O lance é curtir a saudade, lembrando dos bons momentos que tivemos com as pessoas queridas…
Bonita maneira de falar sobre perdas tristes sem se deter no lamento doído. Reverencia os entes queridos que se foram estabelecendo paralelo encantador entre a vida e a flor.Um texto que nos leva à reflexão e nos faz bem.
Valdo, você é um Artista na arte de escrever. Parabéns.

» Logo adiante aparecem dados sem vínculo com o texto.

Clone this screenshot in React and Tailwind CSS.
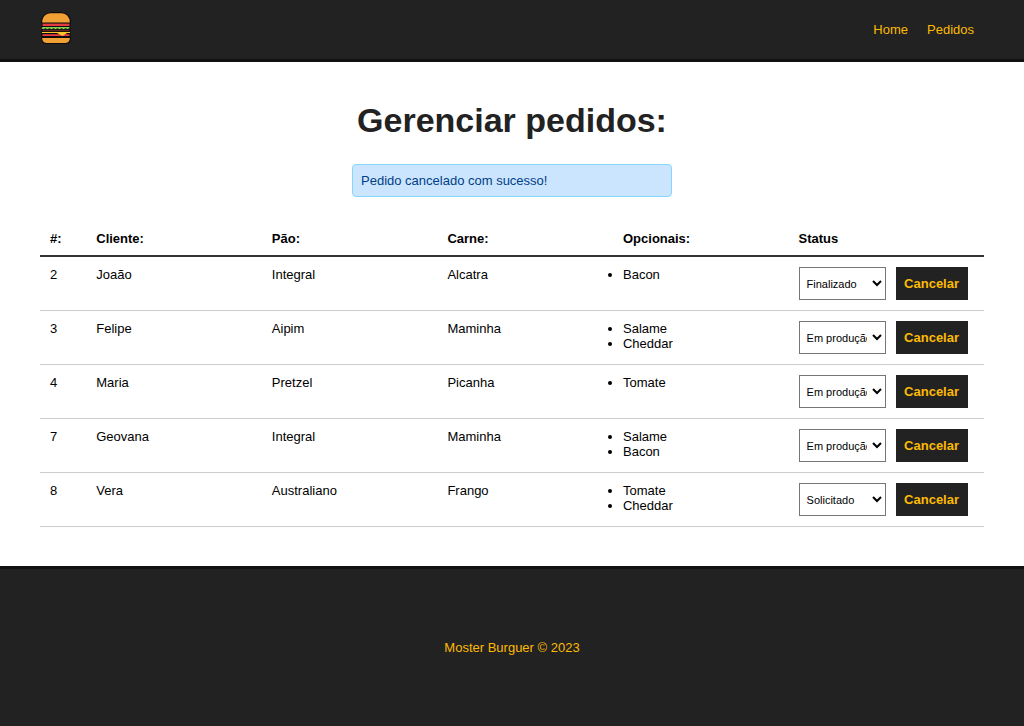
import { useState } from "react";

const STATUSES = ["Solicitado", "Em produção", "Finalizado"];

const ORDERS = [
  { id: 2, client: "Joaão", bread: "Integral", meat: "Alcatra", extras: ["Bacon"], status: "Finalizado" },
  { id: 3, client: "Felipe", bread: "Aipim", meat: "Maminha", extras: ["Salame", "Cheddar"], status: "Em produção" },
  { id: 4, client: "Maria", bread: "Pretzel", meat: "Picanha", extras: ["Tomate"], status: "Em produção" },
  { id: 7, client: "Geovana", bread: "Integral", meat: "Maminha", extras: ["Salame", "Bacon"], status: "Em produção" },
  { id: 8, client: "Vera", bread: "Australiano", meat: "Frango", extras: ["Tomate", "Cheddar"], status: "Solicitado" },
];

function BurgerLogo() {
  return (
    <svg viewBox="0 0 32 32" className="size-8" aria-hidden="true">
      <rect x="1.5" y="9" width="29" height="17" rx="1" fill="#0d0d0d" />
      <path d="M1.5 11C1.5 4 6 .6 11 .6h10C26 .6 30.5 4 30.5 11Z" fill="#f0a035" stroke="#0d0d0d" strokeWidth="1.2" />
      <rect x="2.5" y="11.6" width="27" height="2.4" fill="#e63b45" />
      <path d="M2.5 15h27v1.2l-2 .8-2-.8-2 1-2-1-2 1-2-1-2 1-2-1-2 1-2-1-2 1-2-1-2 1-2-.8Z" fill="#86cf52" />
      <rect x="2.5" y="17.8" width="27" height="1.4" fill="#5d2a1c" />
      <rect x="2.5" y="22.2" width="27" height="1.8" fill="#e63b45" />
      <path d="M2 20h28v1h-3L22.5 24l-5.500-3H2Z" fill="#fcc62d" />
      <path d="M1.500 25.5h29c0 4-2 6-5 6h-19c-3 0-5-2-5-6Z" fill="#f0a035" stroke="#0d0d0d" strokeWidth="1.2" />
    </svg>
  );
}

function OrderRow({ order }) {
  const [status, setStatus] = useState(order.status);
  return (
    <tr className="border-b border-[#ccc] align-top">
      <td className="py-[10px] pl-[10px]">{order.id}</td>
      <td className="py-[10px] pl-[10px]">{order.client}</td>
      <td className="py-[10px] pl-[10px]">{order.bread}</td>
      <td className="py-[10px] pl-[10px]">{order.meat}</td>
      <td className="py-[10px] pl-[10px]">
        <ul className="list-disc">
          {order.extras.map((extra) => (
            <li key={extra}>{extra}</li>
          ))}
        </ul>
      </td>
      <td className="py-[10px] pl-[10px]">
        <div className="flex gap-[10px]">
          <select
            aria-label={`Status do pedido ${order.id}`}
            value={status}
            onChange={(event) => setStatus(event.target.value)}
            className="h-[33px] w-[87px] border border-[#767676] bg-white pr-[2px] pl-[3px] text-[11px]"
          >
            {STATUSES.map((name) => (
              <option key={name}>{name}</option>
            ))}
          </select>
          <button
            type="button"
            className="h-[33px] w-[72px] cursor-pointer bg-[#222] text-[13px] font-bold text-[#fcba03]"
          >
            Cancelar
          </button>
        </div>
      </td>
    </tr>
  );
}

export default function App() {
  return (
    <div className="flex min-h-screen flex-col bg-white font-['Liberation_Sans',Arial,sans-serif] text-[13px] leading-[15px] text-black">
      <header className="flex items-start justify-between border-b-[3px] border-[#111] bg-[#222] px-10 pt-3 pb-[15px]">
        <a href="#home" aria-label="Moster Burguer">
          <BurgerLogo />
        </a>
        <nav className="flex gap-[19px] px-[10px] pt-[10px] text-[#fcba03]">
          <a href="#home">Home</a>
          <a href="#pedidos">Pedidos</a>
        </nav>
      </header>

      <main className="grow px-10 pt-10 pb-[39px]">
        <h1 className="mb-[26px] text-center text-[34px] leading-[36px] font-bold text-[#222]">
          Gerenciar pedidos:
        </h1>
        <p
          role="status"
          className="mx-auto mb-[34px] max-w-80 rounded-[4px] border border-[#85d7ff] bg-[#cce5ff] p-2 text-[#004085]"
        >
          Pedido cancelado com sucesso!
        </p>
        <table className="w-full table-fixed border-collapse">
          <thead>
            <tr className="border-b-2 border-[#333] text-left">
              <th className="w-[4.9%] pb-[9px] pl-[10px]">#:</th>
              <th className="w-[18.6%] pb-[9px] pl-[10px]">Cliente:</th>
              <th className="w-[18.6%] pb-[9px] pl-[10px]">Pão:</th>
              <th className="w-[18.6%] pb-[9px] pl-[10px]">Carne:</th>
              <th className="w-[18.6%] pb-[9px] pl-[10px]">Opcionais:</th>
              <th className="pb-[9px] pl-[10px]">Status</th>
            </tr>
          </thead>
          <tbody>
            {ORDERS.map((order) => (
              <OrderRow key={order.id} order={order} />
            ))}
          </tbody>
        </table>
      </main>

      <footer className="flex h-40 items-center justify-center border-t-[3px] border-[#111] bg-[#222] text-[#fcba03]">
        <p>Moster Burguer © 2023</p>
      </footer>
    </div>
  );
}
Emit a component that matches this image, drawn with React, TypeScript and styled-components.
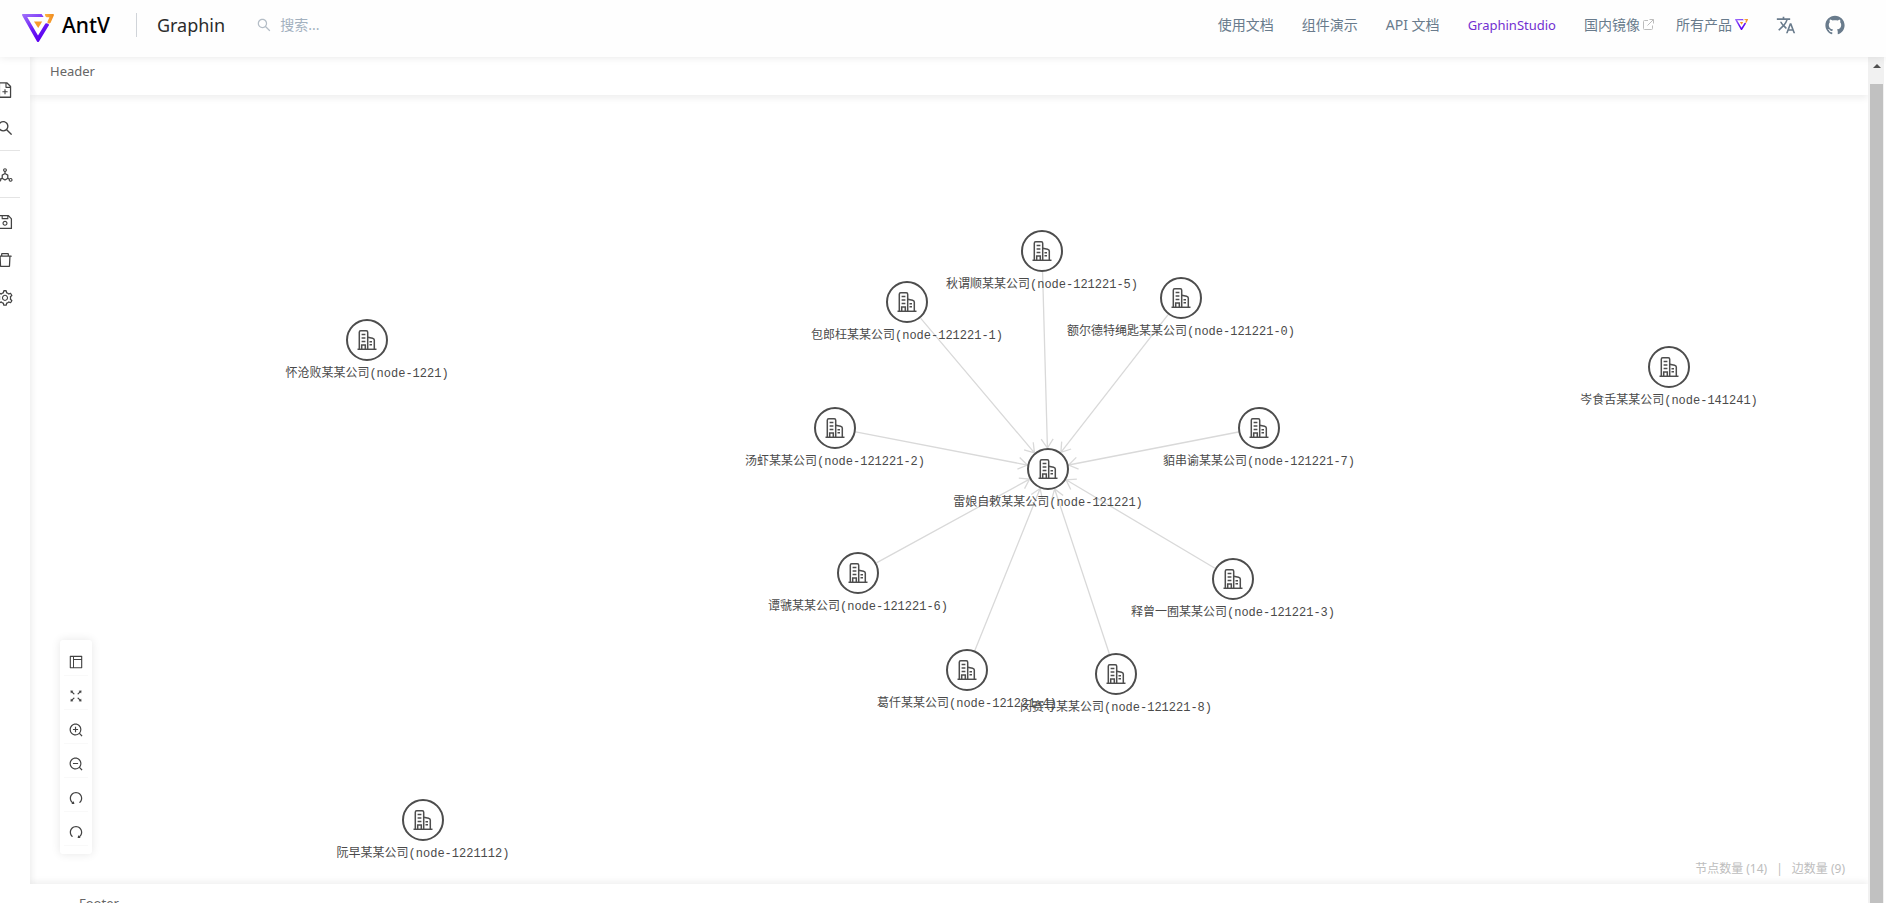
import React from "react";
import styled, { createGlobalStyle } from "styled-components";
import {
  AiFillGithub,
  AiOutlineDelete,
  AiOutlineDeploymentUnit,
  AiOutlineFileAdd,
  AiOutlineFullscreen,
  AiOutlineLayout,
  AiOutlineRedo,
  AiOutlineSave,
  AiOutlineSearch,
  AiOutlineSetting,
  AiOutlineUndo,
  AiOutlineZoomIn,
  AiOutlineZoomOut,
} from "react-icons/ai";
import { MdTranslate } from "react-icons/md";

const GlobalStyle = createGlobalStyle`
  *, *::before, *::after { box-sizing: border-box; }
  body {
    margin: 0;
    background: #fff;
    color: #666;
    font-family: "Noto Sans", "Noto Sans CJK SC", sans-serif;
    font-size: 14px;
    line-height: 22px;
  }
  button, input { font: inherit; }
`;

const Page = styled.div`
  display: flex;
  flex-direction: column;
  height: 100vh;
  overflow: hidden;
`;

/* ---------- site header ---------- */

const SiteHeader = styled.header`
  position: relative;
  z-index: 2;
  flex: none;
  display: flex;
  align-items: center;
  justify-content: space-between;
  height: 57px;
  padding: 0 40px 8px 22px;
  background: #fefefe;
  box-shadow: 0 1px 8px rgba(0, 0, 0, 0.08);
`;

const Brand = styled.div`
  display: flex;
  align-items: center;
`;

const BrandLink = styled.a`
  display: flex;
  align-items: center;
  gap: 8px;
  color: #000;
  font-size: 21px;
  font-weight: 500;
  text-decoration: none;

  svg {
    margin-top: 6px;
  }
`;

const ProductName = styled.a`
  margin-left: 20px;
  padding-left: 20px;
  border-left: 1px solid #d0d4d9;
  color: #2b2b2b;
  font-size: 18px;
  line-height: 24px;
  text-decoration: none;
`;

const BrandDivided = styled(ProductName)`
  margin-left: 26px;
`;

const SearchLabel = styled.label`
  display: flex;
  align-items: center;
  gap: 8px;
  margin-left: 31px;
  color: #b4bdc6;
`;

const SearchInput = styled.input`
  width: 160px;
  padding: 0;
  border: 0;
  outline: 0;
  background: transparent;
  color: #697b8c;

  &::placeholder {
    color: #a3b1bf;
    opacity: 1;
  }
`;

const Nav = styled.nav`
  display: flex;
  align-items: center;
  gap: 28px;
`;

const NavLink = styled.a<{ $active?: boolean }>`
  display: flex;
  align-items: center;
  gap: 3px;
  color: ${(p) => (p.$active ? "#722ed1" : "#697b8c")};
  font-size: ${(p) => (p.$active ? 13 : 14)}px;
  text-decoration: none;
  white-space: nowrap;
`;

const NavCluster = styled.div`
  display: flex;
  align-items: center;
  gap: 22px;
`;

/* ---------- workspace ---------- */

const Body = styled.div`
  flex: 1;
  display: flex;
  min-height: 0;
  padding-right: 2px;
`;

const Sidebar = styled.aside`
  position: relative;
  z-index: 1;
  flex: none;
  width: 30px;
  overflow: hidden;
  padding-top: 14px;
`;

/* The icon rail is scrolled partly past the left edge of the window. */
const Rail = styled.div`
  display: flex;
  flex-direction: column;
  width: 30px;
  margin-left: -10px;
`;

const RailButton = styled.button`
  display: flex;
  align-items: center;
  justify-content: center;
  height: 38px;
  padding: 0;
  border: 0;
  background: transparent;
  color: #434343;
  font-size: 18px;
`;

const RailDivider = styled.hr`
  width: 100%;
  margin: 3px 0 5px;
  border: 0;
  border-top: 1px solid #e4e4e4;
`;

const Workspace = styled.main`
  flex: 1;
  display: flex;
  flex-direction: column;
  min-width: 0;
  overflow: hidden;
  box-shadow: inset 6px 0 6px -4px rgba(0, 0, 0, 0.07);
`;

const PanelHeader = styled.div`
  flex: none;
  height: 38px;
  padding: 3px 20px;
  font-size: 13px;
  box-shadow: 0 3px 7px rgba(0, 0, 0, 0.07);
`;

const Canvas = styled.section`
  position: relative;
  flex: 1;
  min-height: 0;
`;

const PanelFooter = styled.footer`
  flex: none;
  height: 19px;
  padding: 8px 49px;
  overflow: hidden;
  background: #fff;
  font-size: 13px;
  box-shadow: 0 -2px 7px rgba(0, 0, 0, 0.07);
`;

const Edges = styled.svg`
  position: absolute;
  inset: 0;
  width: 100%;
  height: 100%;
`;

const Node = styled.div`
  position: absolute;
  display: flex;
  flex-direction: column;
  align-items: center;
  gap: 5px;
  width: 240px;
  margin: -21px 0 0 -120px;
`;

const NodeCircle = styled.div`
  display: flex;
  align-items: center;
  justify-content: center;
  width: 42px;
  height: 42px;
  border: 2px solid #4d4d4d;
  border-radius: 50%;
  background: #fff;
  color: #4d4d4d;
`;

const NodeLabel = styled.span`
  color: #4a4a4a;
  font-family: "Liberation Mono", "Noto Sans CJK SC", monospace;
  font-size: 12px;
  line-height: 16px;
  white-space: nowrap;
`;

const Toolbar = styled.div`
  position: absolute;
  left: 30px;
  bottom: 30px;
  display: flex;
  flex-direction: column;
  gap: 6px;
  width: 32px;
  padding: 8px 4px;
  border-radius: 3px;
  background: #fff;
  box-shadow: 0 0 10px rgba(0, 0, 0, 0.1);
`;

const ToolButton = styled.button`
  display: flex;
  align-items: center;
  justify-content: center;
  height: 28px;
  padding: 0;
  border: 0;
  border-bottom: 1px solid #f9f9f9;
  background: transparent;
  color: #434343;
  font-size: 16px;
`;

const Stats = styled.div`
  position: absolute;
  right: 23px;
  bottom: 6px;
  display: flex;
  gap: 9px;
  color: #bdbdbd;
  font-size: 12px;
  line-height: 18px;
`;

const ScrollTrack = styled.div`
  flex: none;
  display: flex;
  flex-direction: column;
  width: 16px;
  padding: 0 1px 0 2px;
  background: #f1f1f1;
`;

const ScrollArrow = styled.div`
  display: flex;
  align-items: center;
  justify-content: center;
  height: 27px;
  padding-bottom: 9px;
`;

const ScrollThumb = styled.div`
  flex: 1;
  background: #c1c1c1;
`;

/* ---------- drawings ---------- */

function AntVLogo({ width, id }: { width: number; id: string }) {
  return (
    <svg width={width} height={(width * 28) / 32} viewBox="0 0 32 28" aria-hidden="true">
      <defs>
        <linearGradient id={`${id}-p`} x1="0" y1="0" x2="0.5" y2="1">
          <stop offset="0" stopColor="#a274fb" />
          <stop offset="0.6" stopColor="#6a1bf5" />
          <stop offset="1" stopColor="#5b00f0" />
        </linearGradient>
        <linearGradient id={`${id}-o`} x1="0" y1="0" x2="1" y2="0">
          <stop offset="0" stopColor="#ffb341" />
          <stop offset="1" stopColor="#ee8a1e" />
        </linearGradient>
      </defs>
      <path
        d="M0 0.7Q0 0 0.8 0H19.6L21.6 3H5.2L16 21.6 23.4 9.6Q25.6 8.6 27.2 10.8L17 27.4Q16 28.6 15 27.4L0.3 1.8Z"
        fill={`url(#${id}-p)`}
      />
      <path
        d="M23 0H31Q32.4 0.2 31.8 1.6L28.6 8.8Q26.8 10.4 25.2 8.2L27.4 3.2H24.6Q22.6 2.2 23 0Z"
        fill={`url(#${id}-o)`}
      />
      <path d="M12 7.4H20.2L16.2 14Z" fill="#f79a2b" />
    </svg>
  );
}

const ExternalIcon = () => (
  <svg width="11" height="11" viewBox="0 0 11 11" fill="none" stroke="#bcbcbc" aria-hidden="true">
    <path d="M5 1.5H1.5A1 1 0 0 0 .5 2.500V9.500A1 1 0 0 0 1.500 10.500H8.500A1 1 0 0 0 9.500 9.500V6.500M6.500 .5H10.500V4.500M10.300 .7L4.500 6.500" />
  </svg>
);

const BuildingIcon = () => (
  <svg width="20" height="20" viewBox="0 0 20 20" fill="none" stroke="currentColor" strokeWidth="1.5" aria-hidden="true">
    <path d="M0.5 19.300H19.500" />
    <path d="M2.300 19V2.200Q2.300.8 3.700.8H9.300Q10.700.8 10.700 2.200V19" />
    <path d="M10.700 7.300L15.600 8.300Q17.300 8.700 17.300 10V19" />
    <path d="M4.600 4.500H8.400M4.600 8H8.400M4.600 11.500H8.400M12.500 11.800H15M12.500 14.800H15" />
    <path d="M4.700 19V15H8.300V19" />
  </svg>
);

/* ---------- data ---------- */

type GraphNode = { id: string; name: string; x: number; y: number };

const NODE_RADIUS = 21;
const HUB_ID = "121221";

/* Coordinates are relative to the canvas origin. */
const nodes: GraphNode[] = [
  { id: "1221", name: "怀沧败某某公司", x: 337, y: 245 },
  { id: "1221112", name: "阮早某某公司", x: 393, y: 725 },
  { id: "141241", name: "岑食舌某某公司", x: 1639, y: 272 },
  { id: "121221", name: "雷娘自敕某某公司", x: 1018, y: 374 },
  { id: "121221-0", name: "额尔德特绳匙某某公司", x: 1151, y: 203 },
  { id: "121221-1", name: "包郎枉某某公司", x: 877, y: 207 },
  { id: "121221-2", name: "汤虾某某公司", x: 805, y: 333 },
  { id: "121221-3", name: "释曾一囿某某公司", x: 1203, y: 484 },
  { id: "121221-4", name: "葛仟某某公司", x: 937, y: 575 },
  { id: "121221-5", name: "秋谓顺某某公司", x: 1012, y: 156 },
  { id: "121221-6", name: "谭虢某某公司", x: 828, y: 478 },
  { id: "121221-7", name: "貊串谕某某公司", x: 1229, y: 333 },
  { id: "121221-8", name: "闵赛寻某某公司", x: 1086, y: 579 },
];

const hub = nodes.find((n) => n.id === HUB_ID)!;
const spokes = nodes.filter((n) => n.id.startsWith(`${HUB_ID}-`));

const tools = [
  { label: "布局", icon: <AiOutlineLayout /> },
  { label: "全屏", icon: <AiOutlineFullscreen /> },
  { label: "放大", icon: <AiOutlineZoomIn /> },
  { label: "缩小", icon: <AiOutlineZoomOut /> },
  { label: "撤销", icon: <AiOutlineUndo /> },
  { label: "重做", icon: <AiOutlineRedo /> },
];

function Edge({ from, to }: { from: GraphNode; to: GraphNode }) {
  const dx = to.x - from.x;
  const dy = to.y - from.y;
  const length = Math.hypot(dx, dy);
  const angle = (Math.atan2(dy, dx) * 180) / Math.PI;
  const tip = length - NODE_RADIUS;
  return (
    <g transform={`translate(${from.x} ${from.y}) rotate(${angle})`}>
      <path d={`M${NODE_RADIUS} 0H${tip}M${tip - 9} -6L${tip} 0L${tip - 9} 6`} />
    </g>
  );
}

export default function App() {
  return (
    <Page>
      <GlobalStyle />
      <SiteHeader>
        <Brand>
          <BrandLink href="#antv">
            <AntVLogo width={32} id="brand" />
            AntV
          </BrandLink>
          <BrandDivided href="#graphin">Graphin</BrandDivided>
          <SearchLabel>
            <AiOutlineSearch size={16} />
            <SearchInput type="text" placeholder="搜索..." aria-label="搜索" />
          </SearchLabel>
        </Brand>
        <Nav>
          <NavLink href="#docs">使用文档</NavLink>
          <NavLink href="#demos">组件演示</NavLink>
          <NavLink href="#api">API 文档</NavLink>
          <NavLink href="#studio" $active>
            GraphinStudio
          </NavLink>
          <NavCluster>
            <NavLink href="#mirror">
              国内镜像
              <ExternalIcon />
            </NavLink>
            <NavLink href="#products">
              所有产品
              <AntVLogo width={13} id="products" />
            </NavLink>
          </NavCluster>
          <NavLink href="#language" aria-label="切换语言">
            <MdTranslate size={20} />
          </NavLink>
          <NavLink href="#github" aria-label="GitHub">
            <AiFillGithub size={22} />
          </NavLink>
        </Nav>
      </SiteHeader>

      <Body>
        <Sidebar>
          <Rail>
            <RailButton aria-label="新建"><AiOutlineFileAdd /></RailButton>
            <RailButton aria-label="查找"><AiOutlineSearch /></RailButton>
            <RailDivider />
            <RailButton aria-label="布局"><AiOutlineDeploymentUnit /></RailButton>
            <RailDivider />
            <RailButton aria-label="保存"><AiOutlineSave /></RailButton>
            <RailButton aria-label="删除"><AiOutlineDelete /></RailButton>
            <RailButton aria-label="设置"><AiOutlineSetting /></RailButton>
          </Rail>
        </Sidebar>

        <Workspace>
          <PanelHeader>Header</PanelHeader>
          <Canvas>
            <Edges fill="none" stroke="#d9d9d9" strokeWidth="1.3">
              {spokes.map((n) => (
                <Edge key={n.id} from={n} to={hub} />
              ))}
            </Edges>
            {nodes.map((n) => (
              <Node key={n.id} style={{ left: n.x, top: n.y }}>
                <NodeCircle>
                  <BuildingIcon />
                </NodeCircle>
                <NodeLabel>{`${n.name}(node-${n.id})`}</NodeLabel>
              </Node>
            ))}
            <Toolbar>
              {tools.map((t) => (
                <ToolButton key={t.label} aria-label={t.label}>
                  {t.icon}
                </ToolButton>
              ))}
            </Toolbar>
            <Stats>
              <span>节点数量 (14)</span>
              <span>|</span>
              <span>边数量 (9)</span>
            </Stats>
          </Canvas>
          <PanelFooter>Footer</PanelFooter>
        </Workspace>

        <ScrollTrack>
          <ScrollArrow>
            <svg width="8" height="4" viewBox="0 0 8 4" aria-hidden="true">
              <path d="M0 4L4 0L8 4Z" fill="#505050" />
            </svg>
          </ScrollArrow>
          <ScrollThumb />
        </ScrollTrack>
      </Body>
    </Page>
  );
}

Herdei do minha avó várias flores de maio, as quais aprendi a cultivar e amar, afinal herdei de alguém que me criou e ensinou a amar as flores, não choro a partida, choro as vezes a saudades, que enxugo através das flores em meu jardim, como que se houvesse uma conversa entre nós apenas separada pela cortina que não enxergamos, viva as flores, viva o amor que aprendemos a cultivar.
A Saudade da presença dói; questiono; revolto.
Mas… Tenho também que levar em conta o quanto que tudo valeu a pena.
Hoje, numa tarde de inverno de agosto, fotografei meu pequeno vaso de flor de maio e por acaso coloquei no Google lens, cheguei até a sua foto, que é parecida à minha e li sua reflexão. A vida e sua finitude.